▶ _Your objective_:
Return each line containing "React".

▶ _Source excerpt_:
· · · · ·

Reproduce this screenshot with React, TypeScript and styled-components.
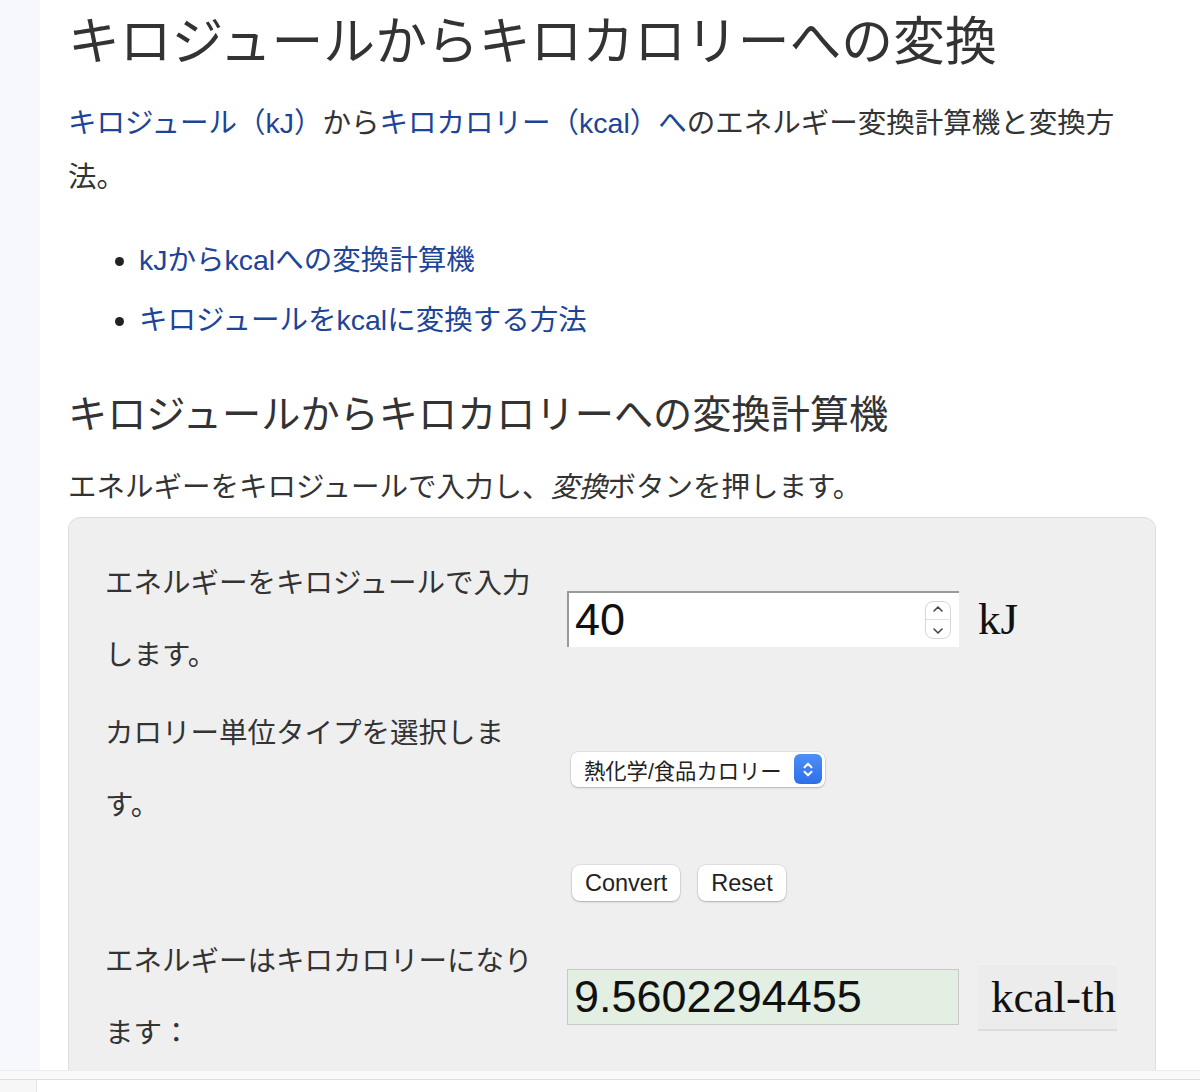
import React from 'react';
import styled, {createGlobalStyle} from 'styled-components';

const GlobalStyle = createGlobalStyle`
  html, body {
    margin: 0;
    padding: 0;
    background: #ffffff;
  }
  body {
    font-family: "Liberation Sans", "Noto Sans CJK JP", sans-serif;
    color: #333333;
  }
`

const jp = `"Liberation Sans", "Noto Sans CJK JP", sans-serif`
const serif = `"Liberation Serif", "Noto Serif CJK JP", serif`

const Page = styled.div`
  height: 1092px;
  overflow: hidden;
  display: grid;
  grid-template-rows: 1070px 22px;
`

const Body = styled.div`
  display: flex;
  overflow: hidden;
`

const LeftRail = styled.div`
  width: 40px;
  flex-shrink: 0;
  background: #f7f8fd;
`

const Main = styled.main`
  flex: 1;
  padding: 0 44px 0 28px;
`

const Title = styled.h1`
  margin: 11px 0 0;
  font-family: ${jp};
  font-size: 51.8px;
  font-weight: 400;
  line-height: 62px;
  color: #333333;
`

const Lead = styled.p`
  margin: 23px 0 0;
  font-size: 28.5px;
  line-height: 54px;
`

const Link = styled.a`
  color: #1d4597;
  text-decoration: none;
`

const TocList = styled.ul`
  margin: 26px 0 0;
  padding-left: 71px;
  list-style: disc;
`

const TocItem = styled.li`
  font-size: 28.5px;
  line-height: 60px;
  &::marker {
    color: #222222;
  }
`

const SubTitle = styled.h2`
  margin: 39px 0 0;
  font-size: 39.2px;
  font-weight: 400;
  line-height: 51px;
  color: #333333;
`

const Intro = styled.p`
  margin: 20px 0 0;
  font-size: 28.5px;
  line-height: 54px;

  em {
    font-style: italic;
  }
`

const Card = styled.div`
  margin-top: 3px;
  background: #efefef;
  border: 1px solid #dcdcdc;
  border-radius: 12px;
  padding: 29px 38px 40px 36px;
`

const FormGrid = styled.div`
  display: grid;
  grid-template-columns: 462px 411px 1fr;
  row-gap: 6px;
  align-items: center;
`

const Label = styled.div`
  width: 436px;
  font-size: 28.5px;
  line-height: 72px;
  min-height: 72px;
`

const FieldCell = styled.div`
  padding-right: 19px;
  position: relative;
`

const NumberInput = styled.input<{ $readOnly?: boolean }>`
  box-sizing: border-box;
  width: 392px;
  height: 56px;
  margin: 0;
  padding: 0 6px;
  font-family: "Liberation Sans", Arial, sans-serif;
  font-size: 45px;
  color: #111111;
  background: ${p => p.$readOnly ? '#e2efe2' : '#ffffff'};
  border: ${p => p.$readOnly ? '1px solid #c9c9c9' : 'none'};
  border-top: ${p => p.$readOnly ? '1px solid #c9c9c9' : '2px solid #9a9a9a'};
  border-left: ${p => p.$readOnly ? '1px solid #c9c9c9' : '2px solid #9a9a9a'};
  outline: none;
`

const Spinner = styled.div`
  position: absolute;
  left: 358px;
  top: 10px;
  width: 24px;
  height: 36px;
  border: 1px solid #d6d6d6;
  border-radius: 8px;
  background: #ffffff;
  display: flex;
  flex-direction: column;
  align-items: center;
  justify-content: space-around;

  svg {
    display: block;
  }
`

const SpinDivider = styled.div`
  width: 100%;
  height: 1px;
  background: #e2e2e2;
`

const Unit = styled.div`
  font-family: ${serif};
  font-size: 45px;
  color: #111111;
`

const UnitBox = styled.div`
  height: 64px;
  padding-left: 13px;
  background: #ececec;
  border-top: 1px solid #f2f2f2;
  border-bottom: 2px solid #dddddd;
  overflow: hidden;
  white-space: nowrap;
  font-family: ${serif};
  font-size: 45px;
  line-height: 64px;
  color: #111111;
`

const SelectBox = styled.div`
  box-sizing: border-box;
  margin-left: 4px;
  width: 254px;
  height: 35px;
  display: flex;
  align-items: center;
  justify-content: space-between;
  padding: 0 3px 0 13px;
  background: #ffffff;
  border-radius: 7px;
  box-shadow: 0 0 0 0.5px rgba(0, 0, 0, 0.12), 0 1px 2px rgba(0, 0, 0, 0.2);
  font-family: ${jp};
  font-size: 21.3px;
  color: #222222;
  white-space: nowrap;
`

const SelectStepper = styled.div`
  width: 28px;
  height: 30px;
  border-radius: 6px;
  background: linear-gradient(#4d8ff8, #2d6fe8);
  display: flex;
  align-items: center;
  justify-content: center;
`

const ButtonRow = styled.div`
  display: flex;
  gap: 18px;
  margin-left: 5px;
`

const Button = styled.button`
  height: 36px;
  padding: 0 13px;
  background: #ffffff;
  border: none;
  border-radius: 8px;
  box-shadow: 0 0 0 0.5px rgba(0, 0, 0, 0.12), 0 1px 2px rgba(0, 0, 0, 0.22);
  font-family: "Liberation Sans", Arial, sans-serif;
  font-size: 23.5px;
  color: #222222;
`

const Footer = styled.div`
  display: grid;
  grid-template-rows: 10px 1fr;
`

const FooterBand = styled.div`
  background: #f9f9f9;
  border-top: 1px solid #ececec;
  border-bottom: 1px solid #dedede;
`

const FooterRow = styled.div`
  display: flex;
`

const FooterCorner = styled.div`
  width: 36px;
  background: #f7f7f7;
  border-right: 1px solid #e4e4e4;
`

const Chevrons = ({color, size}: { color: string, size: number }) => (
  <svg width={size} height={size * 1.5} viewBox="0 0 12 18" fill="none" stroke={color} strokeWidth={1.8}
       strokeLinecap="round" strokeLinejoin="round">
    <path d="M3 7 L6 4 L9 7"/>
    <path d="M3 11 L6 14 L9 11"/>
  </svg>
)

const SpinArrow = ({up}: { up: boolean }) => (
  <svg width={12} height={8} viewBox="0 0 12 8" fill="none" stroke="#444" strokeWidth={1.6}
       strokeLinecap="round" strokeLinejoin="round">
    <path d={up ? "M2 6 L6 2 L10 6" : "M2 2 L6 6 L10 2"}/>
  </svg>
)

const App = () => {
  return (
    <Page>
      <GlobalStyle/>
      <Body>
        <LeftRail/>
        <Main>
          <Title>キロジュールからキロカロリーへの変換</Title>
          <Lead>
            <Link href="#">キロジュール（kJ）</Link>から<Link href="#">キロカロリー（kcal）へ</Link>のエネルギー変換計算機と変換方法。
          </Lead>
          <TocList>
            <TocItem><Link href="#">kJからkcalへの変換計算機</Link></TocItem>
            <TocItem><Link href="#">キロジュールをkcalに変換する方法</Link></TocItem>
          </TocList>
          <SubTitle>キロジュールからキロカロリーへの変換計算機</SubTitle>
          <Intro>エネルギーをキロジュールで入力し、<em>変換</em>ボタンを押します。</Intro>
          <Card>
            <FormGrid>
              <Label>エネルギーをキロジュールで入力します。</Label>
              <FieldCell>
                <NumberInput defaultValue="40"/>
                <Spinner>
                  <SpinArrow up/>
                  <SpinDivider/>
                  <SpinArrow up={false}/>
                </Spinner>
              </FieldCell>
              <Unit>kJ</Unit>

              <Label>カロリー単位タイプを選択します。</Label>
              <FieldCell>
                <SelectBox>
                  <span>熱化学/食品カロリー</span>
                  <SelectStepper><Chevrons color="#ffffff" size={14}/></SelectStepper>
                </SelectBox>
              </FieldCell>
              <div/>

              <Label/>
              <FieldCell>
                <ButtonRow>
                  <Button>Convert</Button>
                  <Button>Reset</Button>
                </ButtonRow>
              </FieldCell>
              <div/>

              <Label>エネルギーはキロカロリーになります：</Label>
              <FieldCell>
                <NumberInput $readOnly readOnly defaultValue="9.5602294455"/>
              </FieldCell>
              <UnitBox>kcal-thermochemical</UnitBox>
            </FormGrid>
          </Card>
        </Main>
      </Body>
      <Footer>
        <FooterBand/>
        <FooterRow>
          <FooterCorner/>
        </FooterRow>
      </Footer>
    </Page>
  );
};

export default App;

· · · · ·

▶ _Result_:
Reproduce this screenshot with React, TypeScript and styled-components.
import React from 'react';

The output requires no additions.